The war was the single greatest calamity to occur in 17th century Puritan New England and is considered by many to be the deadliest war in American history. In the space of little more than a year, twelve of the region's towns were destroyed and many more damaged, the colony's economy was all but ruined, and its population was decimated, losing one-tenth of all men available for military service. More than half of New England's towns were attacked by Native American warriors.
Keep in mind that nearly all the English colonies in America were settled without any significant English government support, as they were used chiefly as a place of refuge or exile for religious minorities and other rebels in England. King Philip's War began the development of a greater American identity, for the colonists' trials, without significant English government support, gave them a group identity separate and distinct from subjects of the Monarchy and Parliament of England.

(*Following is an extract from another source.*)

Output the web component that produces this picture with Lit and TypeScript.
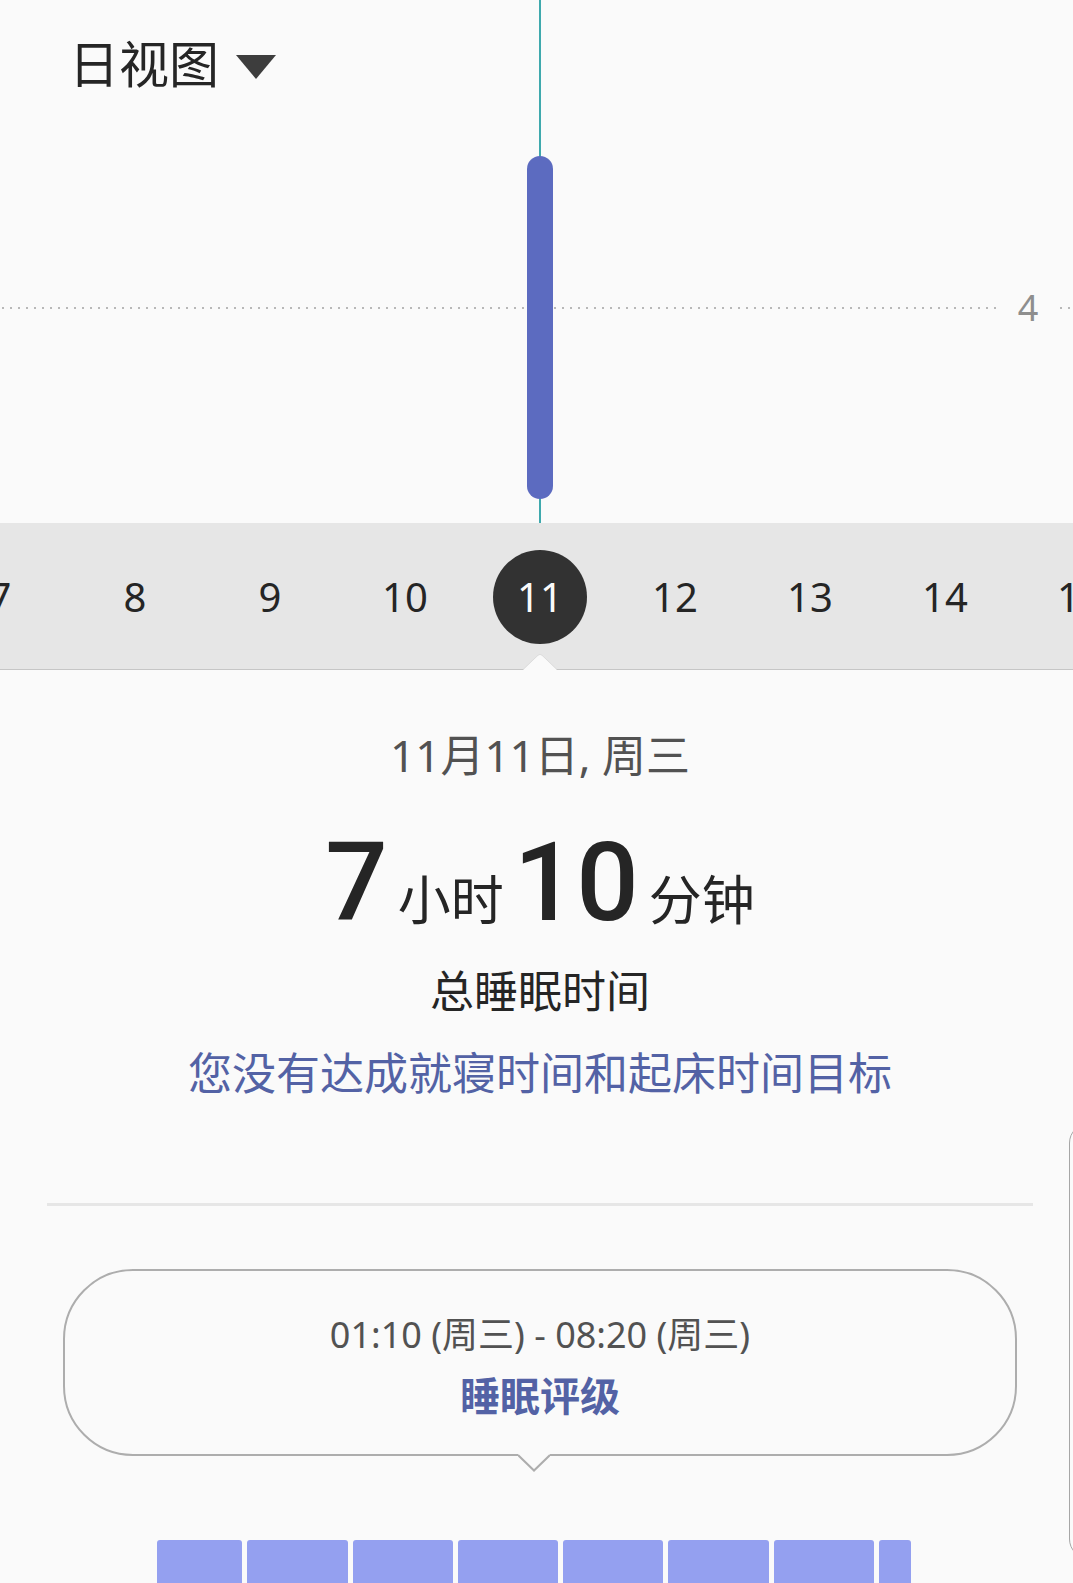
import { LitElement, html, css } from "lit";
import { customElement, property, state } from "lit/decorators.js";
import { classMap } from "lit/directives/class-map.js";
import { styleMap } from "lit/directives/style-map.js";

const FONT = css`"Noto Sans", "Noto Sans CJK SC", sans-serif`;

@customElement("sleep-trend")
class SleepTrend extends LitElement {
  static styles = css`
    :host {
      display: block;
      font-family: ${FONT};
    }
    .trend {
      position: relative;
      height: 523px;
      display: flex;
      flex-direction: column;
    }
    .picker {
      display: flex;
      align-items: center;
      gap: 17px;
      height: 128px;
      padding-left: 69px;
    }
    .view {
      appearance: none;
      border: 0;
      padding: 0;
      margin: 0;
      background: transparent;
      color: #252525;
      font: 400 50px/72px ${FONT};
    }
    .caret {
      width: 40px;
      height: 24px;
      margin-top: 6px;
      pointer-events: none;
    }
    .axis {
      display: flex;
      align-items: center;
      margin-top: 153px;
      height: 54px;
    }
    .dots {
      height: 2px;
      background: repeating-linear-gradient(
        to right,
        transparent 0 2px,
        #b8b8b8 2px 4px,
        transparent 4px 8px
      );
    }
    .dots.long {
      flex: 1;
    }
    .dots.short {
      width: 15px;
    }
    .tick {
      width: 60px;
      text-align: center;
      color: #8e8e8e;
      font-size: 36px;
      line-height: 54px;
    }
    .cursor {
      position: absolute;
      inset: 0 0 0 7px;
      display: flex;
      justify-content: center;
      pointer-events: none;
    }
    .line {
      width: 2px;
      margin-left: -1px;
      background: #3fa9ad;
    }
    .bar {
      position: absolute;
      top: 156px;
      bottom: 24px;
      width: 26px;
      border-radius: 13px;
      background: #5c6bc0;
    }
  `;

  render() {
    return html`
      <section class="trend">
        <div class="picker">
          <select class="view" aria-label="日视图">
            <option>日视图</option>
          </select>
          <svg class="caret" viewBox="0 0 40 24" aria-hidden="true">
            <path d="M0 0H40L20 24Z" fill="#3d3d3d" />
          </svg>
        </div>
        <div class="axis">
          <span class="dots long"></span>
          <span class="tick">4</span>
          <span class="dots short"></span>
        </div>
        <div class="cursor">
          <span class="line"></span>
          <span class="bar"></span>
        </div>
      </section>
    `;
  }
}

@customElement("day-strip")
class DayStrip extends LitElement {
  @property({ type: Number }) selected = 11;

  static styles = css`
    :host {
      display: block;
      font-family: ${FONT};
    }
    .strip {
      display: flex;
      justify-content: center;
      align-items: center;
      box-sizing: border-box;
      height: 147px;
      padding: 2px 0 0 7px;
      overflow: hidden;
      background: #e6e6e6;
      border-bottom: 1px solid #c6c6c6;
    }
    .cell {
      flex: 0 0 135px;
      display: flex;
      justify-content: center;
    }
    .day {
      width: 94px;
      height: 94px;
      padding: 0;
      border: 0;
      border-radius: 50%;
      background: transparent;
      color: #252525;
      font: 400 40px/94px ${FONT};
    }
    .day.on {
      background: #323232;
      color: #fafafa;
    }
    .wrap {
      position: relative;
    }
    .notch {
      position: absolute;
      left: 7px;
      right: 0;
      bottom: 0;
      display: flex;
      justify-content: center;
      pointer-events: none;
    }
    .notch svg {
      width: 34px;
      height: 16px;
    }
  `;

  render() {
    const days = Array.from({ length: 9 }, (_, i) => i + 7);
    return html`
      <div class="wrap">
        <nav class="strip">
          ${days.map(
            (d) => html`<span class="cell">
              <button
                class=${classMap({ day: true, on: d === this.selected })}
                @click=${() => (this.selected = d)}
              >${d}</button>
            </span>`
          )}
        </nav>
        <div class="notch">
          <svg viewBox="0 0 34 16" aria-hidden="true">
            <path d="M0 16L15 1.6Q17 0 19 1.6L34 16Z" fill="#fafafa" />
            <path d="M0 15.5L15 1.2Q17 -0.4 19 1.2L34 15.5" fill="none" stroke="#dcdcdc" stroke-width="1" />
          </svg>
        </div>
      </div>
    `;
  }
}

@customElement("sleep-stages")
class SleepStages extends LitElement {
  @property({ attribute: false }) segments: number[] = [];

  static styles = css`
    :host {
      display: flex;
    }
    .row {
      flex: 1;
      display: flex;
      gap: 5px;
      padding: 0 162px 0 157px;
    }
    .seg {
      flex-basis: 0;
      border-radius: 3px 3px 0 0;
      background: #94a0f0;
    }
  `;

  render() {
    return html`<div class="row">
      ${this.segments.map(
        (n) => html`<span class="seg" style=${styleMap({ flexGrow: String(n) })}></span>`
      )}
    </div>`;
  }
}

@customElement("app-root")
class AppRoot extends LitElement {
  @state() private segments = [85, 100, 100, 100, 100, 100, 100, 32];

  static styles = css`
    :host {
      display: block;
      font-family: ${FONT};
      color: #252525;
      background: #fafafa;
    }
    .page {
      position: relative;
      display: flex;
      flex-direction: column;
      min-height: 100vh;
      overflow: hidden;
    }
    .summary {
      display: flex;
      flex-direction: column;
      align-items: center;
      padding: 53px 0 0 7px;
      text-align: center;
    }
    p,
    h1,
    h2 {
      margin: 0;
      font-weight: 400;
    }
    .date {
      color: #525252;
      font-size: 44px;
      line-height: 64px;
    }
    .total {
      display: flex;
      align-items: baseline;
      gap: 10px;
      height: 156px;
      margin-top: 16px;
      line-height: 160px;
      font-size: 53px;
    }
    .num {
      font-family: Roboto, "Noto Sans", sans-serif;
      font-size: 110px;
      font-weight: 500;
    }
    .caption {
      font-size: 44px;
      line-height: 64px;
    }
    .goal {
      margin-top: 18px;
      color: #5362a5;
      font-size: 44px;
      line-height: 64px;
    }
    .rule {
      height: 3px;
      margin: 98px 40px 0 47px;
      border: 0;
      background: #e6e6e6;
    }
    .bubble {
      position: relative;
      display: flex;
      flex-direction: column;
      align-items: center;
      margin: 63px 56px 0 63px;
      padding: 36px 0 26px;
      border: 2px solid #adadad;
      border-radius: 70px;
    }
    .period {
      color: #525252;
      font-size: 36px;
      line-height: 56px;
    }
    .rating {
      color: #5362a5;
      font-size: 40px;
      font-weight: 700;
      line-height: 65px;
      text-decoration: none;
    }
    .tail {
      position: absolute;
      top: 100%;
      left: calc(50% - 22px);
      width: 32px;
      height: 18px;
    }
    .stages {
      flex: 1;
      min-height: 40px;
      margin-top: 84px;
    }
    .drawer {
      position: absolute;
      top: 1123px;
      left: calc(100% - 4px);
      width: 60px;
      height: 434px;
      border: 1px solid #a6a6a6;
      border-radius: 20px;
    }
  `;

  render() {
    return html`
      <main class="page">
        <sleep-trend></sleep-trend>
        <day-strip .selected=${11}></day-strip>
        <section class="summary">
          <p class="date">11月11日, 周三</p>
          <h1 class="total">
            <span class="num">7</span><span>小时</span>
            <span class="num">10</span><span>分钟</span>
          </h1>
          <h2 class="caption">总睡眠时间</h2>
          <p class="goal">您没有达成就寝时间和起床时间目标</p>
        </section>
        <hr class="rule" />
        <section class="bubble">
          <p class="period">01:10 (周三) - 08:20 (周三)</p>
          <a class="rating" href="#">睡眠评级</a>
          <svg class="tail" viewBox="0 0 32 18" aria-hidden="true">
            <path d="M0 0H32V2H32L16 17L0 2Z" fill="#fafafa" />
            <path d="M0 1L16 16.5L32 1" fill="none" stroke="#adadad" stroke-width="2" />
          </svg>
        </section>
        <sleep-stages class="stages" .segments=${this.segments}></sleep-stages>
        <div class="drawer"></div>
      </main>
    `;
  }
}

Over three-quarters of the front page is taken up with a lengthy, day-by-day account of the initial battles of the war, with a dateline of "Boston in New-England, July 6". It is noteworthy that no previous issue--nor any future issues for many years--would devote over three-quarters of a page to any American event.
Certainly a cornerstone issue for any collection of American wars, and very rarely offered. This is just the third issue we have encountered in 46 years.
Complete as a single sheet newspaper, 7 by 11 inches with uncommonly wide margins, in very nice, clean condition.